* [OBJECTIVE] Exactly the lines from the start of the data below through the line that contains "import React from 'react';" are to be copied, with pictures left out.

* [AVAILABLE DATA]
==============================

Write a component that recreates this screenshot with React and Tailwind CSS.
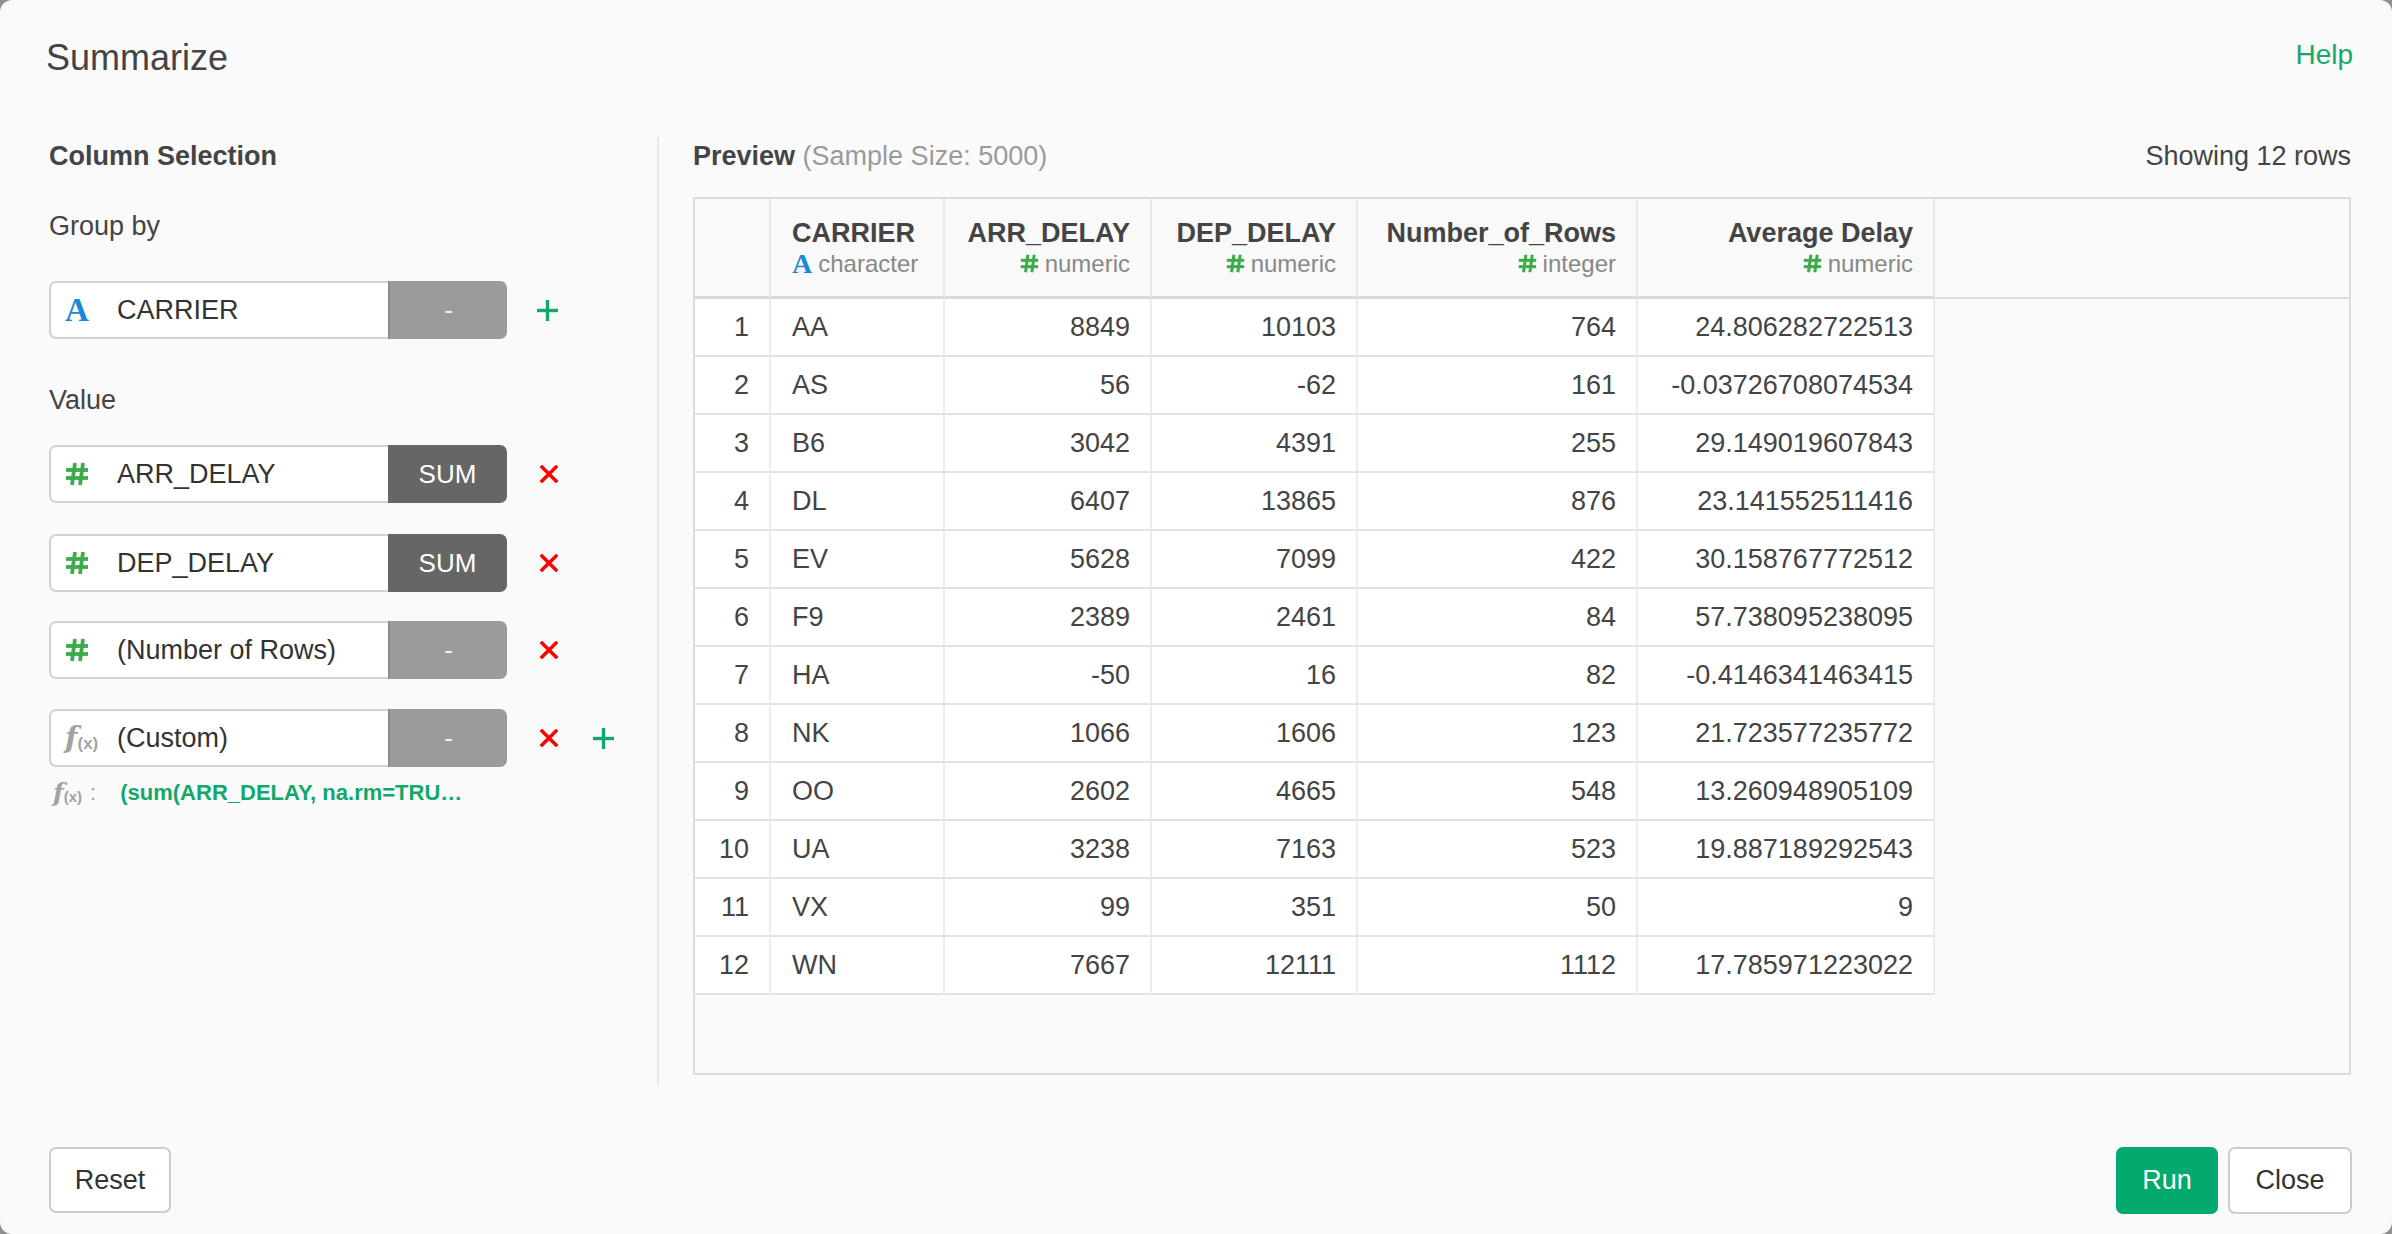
import React from 'react';

const rows = [
  ['1', 'AA', '8849', '10103', '764', '24.806282722513'],
  ['2', 'AS', '56', '-62', '161', '-0.03726708074534'],
  ['3', 'B6', '3042', '4391', '255', '29.149019607843'],
  ['4', 'DL', '6407', '13865', '876', '23.141552511416'],
  ['5', 'EV', '5628', '7099', '422', '30.158767772512'],
  ['6', 'F9', '2389', '2461', '84', '57.738095238095'],
  ['7', 'HA', '-50', '16', '82', '-0.4146341463415'],
  ['8', 'NK', '1066', '1606', '123', '21.723577235772'],
  ['9', 'OO', '2602', '4665', '548', '13.260948905109'],
  ['10', 'UA', '3238', '7163', '523', '19.887189292543'],
  ['11', 'VX', '99', '351', '50', '9'],
  ['12', 'WN', '7667', '12111', '1112', '17.785971223022'],
];

const widths = ['w-[76px]', 'w-[174px]', 'w-[207px]', 'w-[206px]', 'w-[280px]', 'w-[297px]'];

function Hash({ size = 24 }) {
  return (
    <svg width={size} height={size} viewBox="0 0 24 24" className="shrink-0">
      <g stroke="#3dab4a" strokeWidth="3.8" strokeLinecap="butt" fill="none">
        <line x1="1" y1="8" x2="23" y2="8" />
        <line x1="1" y1="16" x2="23" y2="16" />
        <line x1="10" y1="1" x2="7" y2="23" />
        <line x1="18" y1="1" x2="15" y2="23" />
      </g>
    </svg>
  );
}

function LetterA({ className }) {
  return <span className={"font-['Liberation_Serif',serif] font-bold text-[#1a8ad6] " + className}>A</span>;
}

function Fx({ big }) {
  return (
    <span className="text-[#a3a3a3] flex items-end leading-none">
      <span className={big ? "font-['DejaVu_Serif',serif] italic font-bold text-[29px]" : "font-['DejaVu_Serif',serif] italic font-bold text-[25px]"}>f</span>
      <span className={big ? 'font-bold text-[17px] mb-[1px]' : 'font-bold text-[15px] mb-[1px]'}>(x)</span>
    </span>
  );
}

function Cross() {
  return (
    <svg width="18" height="18" viewBox="0 0 18 18" className="shrink-0">
      <g stroke="#ff0000" strokeWidth="3.4" strokeLinecap="square">
        <line x1="2" y1="2" x2="16" y2="16" />
        <line x1="16" y1="2" x2="2" y2="16" />
      </g>
    </svg>
  );
}

function Plus() {
  return (
    <svg width="21" height="21" viewBox="0 0 21 21" className="shrink-0">
      <g stroke="#13a86b" strokeWidth="3.4">
        <line x1="10.5" y1="0" x2="10.5" y2="21" />
        <line x1="0" y1="10.5" x2="21" y2="10.5" />
      </g>
    </svg>
  );
}

function FieldBox({ icon, label, button, dark }) {
  return (
    <div className="flex h-[58px] w-[458px] shrink-0">
      <div className="w-[339px] flex items-center bg-white border-2 border-r-0 border-[#d2d2d2] rounded-l-[7px]">
        <div className="w-[66px] pl-[14px] flex items-center">{icon}</div>
        <span className="text-[27px] text-[#333]">{label}</span>
      </div>
      <div
        className={
          dark
            ? 'flex-1 flex items-center justify-center rounded-r-[7px] bg-[#666666] text-white text-[26px]'
            : 'flex-1 flex items-center justify-center rounded-r-[7px] bg-[#9b9b9b] border-l-2 border-[#8c8c8c] text-[#f0f0f0] text-[26px]'
        }
      >
        {button}
      </div>
    </div>
  );
}

function HeaderCell({ idx, title, typeIcon, type, left }) {
  return (
    <div
      className={
        widths[idx] +
        ' h-[100px] shrink-0 border-r-2 border-[#e8e8e8] border-b-[3px] border-b-[#dadada] flex flex-col justify-center ' +
        (left ? 'items-start pl-[21px]' : 'items-end pr-[20px]')
      }
    >
      {title && <div className="text-[27px] font-bold leading-[32px] text-[#444]">{title}</div>}
      {type && (
        <div className="flex items-center gap-[6px] leading-[30px] text-[24px] text-[#888]">
          {typeIcon}
          <span>{type}</span>
        </div>
      )}
    </div>
  );
}

export default function App() {
  return (
    <div className="w-[2392px] h-[1234px] bg-[#8e8e8e] font-['Liberation_Sans',Arial,sans-serif] text-[#444] overflow-hidden">
      <div className="w-full h-full bg-[#fafafa] rounded-[12px] flex flex-col">
        <header className="h-[116px] flex items-center justify-between pl-[46px] pr-[39px]">
          <h1 className="text-[36px] leading-[44px] text-[#444]">Summarize</h1>
          <a className="text-[28px] text-[#17a86b] -mt-[6px]">Help</a>
        </header>

        <div className="mt-[21px] h-[949px] flex">
          <div className="w-[659px] shrink-0 pl-[49px] border-r-2 border-[#e6e6e6] flex flex-col">
            <div className="text-[27px] font-bold leading-[38px]">Column Selection</div>
            <div className="mt-[32px] text-[27px] leading-[38px]">Group by</div>
            <div className="mt-[36px] flex items-center">
              <FieldBox icon={<LetterA className="text-[33px] leading-none" />} label="CARRIER" button="-" />
              <span className="ml-[30px]"><Plus /></span>
            </div>
            <div className="mt-[42px] text-[27px] leading-[38px]">Value</div>
            <div className="mt-[26px] flex items-center">
              <FieldBox icon={<Hash />} label="ARR_DELAY" button="SUM" dark />
              <span className="ml-[33px]"><Cross /></span>
            </div>
            <div className="mt-[31px] flex items-center">
              <FieldBox icon={<Hash />} label="DEP_DELAY" button="SUM" dark />
              <span className="ml-[33px]"><Cross /></span>
            </div>
            <div className="mt-[29px] flex items-center">
              <FieldBox icon={<Hash />} label="(Number of Rows)" button="-" />
              <span className="ml-[33px]"><Cross /></span>
            </div>
            <div className="mt-[30px] flex items-center">
              <FieldBox icon={<Fx big />} label="(Custom)" button="-" />
              <span className="ml-[33px]"><Cross /></span>
              <span className="ml-[35px]"><Plus /></span>
            </div>
            <div className="mt-[10px] h-[30px] flex items-center pl-[4px]">
              <Fx />
              <span className="ml-[8px] text-[22px] text-[#a3a3a3]">:</span>
              <span className="ml-[24px] text-[22px] font-bold text-[#13a86b]">(sum(ARR_DELAY, na.rm=TRU…</span>
            </div>
          </div>

          <div className="flex-1 pl-[34px] pr-[41px] flex flex-col">
            <div className="h-[38px] flex items-center justify-between text-[27px]">
              <div>
                <span className="font-bold text-[#444]">Preview</span>
                <span className="text-[#9a9a9a]"> (Sample Size: 5000)</span>
              </div>
              <span className="text-[#444]">Showing 12 rows</span>
            </div>

            <div className="mt-[22px] h-[878px] border-2 border-[#dcdcdc] bg-[#f9f9f9] flex flex-col">
              <div className="flex">
                <HeaderCell idx={0} />
                <HeaderCell idx={1} left title="CARRIER" typeIcon={<LetterA className="text-[28px] leading-none" />} type="character" />
                <HeaderCell idx={2} title="ARR_DELAY" typeIcon={<Hash size={19} />} type="numeric" />
                <HeaderCell idx={3} title="DEP_DELAY" typeIcon={<Hash size={19} />} type="numeric" />
                <HeaderCell idx={4} title="Number_of_Rows" typeIcon={<Hash size={19} />} type="integer" />
                <HeaderCell idx={5} title="Average Delay" typeIcon={<Hash size={19} />} type="numeric" />
                <div className="flex-1 h-[100px] border-b-2 border-[#dcdcdc]" />
              </div>
              {rows.map((r) => (
                <div key={r[0]} className="flex">
                  {r.map((v, i) => (
                    <div
                      key={i}
                      className={
                        widths[i] +
                        ' h-[58px] shrink-0 bg-white border-r-2 border-r-[#ececec] border-b-2 border-b-[#e2e2e2] flex items-center text-[27px] text-[#444] ' +
                        (i === 1 ? 'justify-start pl-[21px]' : 'justify-end pr-[20px]')
                      }
                    >
                      {v}
                    </div>
                  ))}
                </div>
              ))}
            </div>
          </div>
        </div>

        <footer className="pt-[61px] pl-[49px] pr-[40px] flex justify-between items-start">
          <button className="w-[122px] h-[66px] bg-white border-2 border-[#cccccc] rounded-[7px] text-[27px] text-[#333]">Reset</button>
          <div className="flex gap-[10px]">
            <button className="w-[102px] h-[67px] bg-[#03a96d] rounded-[7px] text-[27px] text-white">Run</button>
            <button className="w-[124px] h-[67px] bg-white border-2 border-[#cccccc] rounded-[7px] text-[27px] text-[#333]">Close</button>
          </div>
        </footer>
      </div>
    </div>
  );
}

==============================

* [SOLUTION]
Write a component that recreates this screenshot with React and Tailwind CSS.
import React from 'react';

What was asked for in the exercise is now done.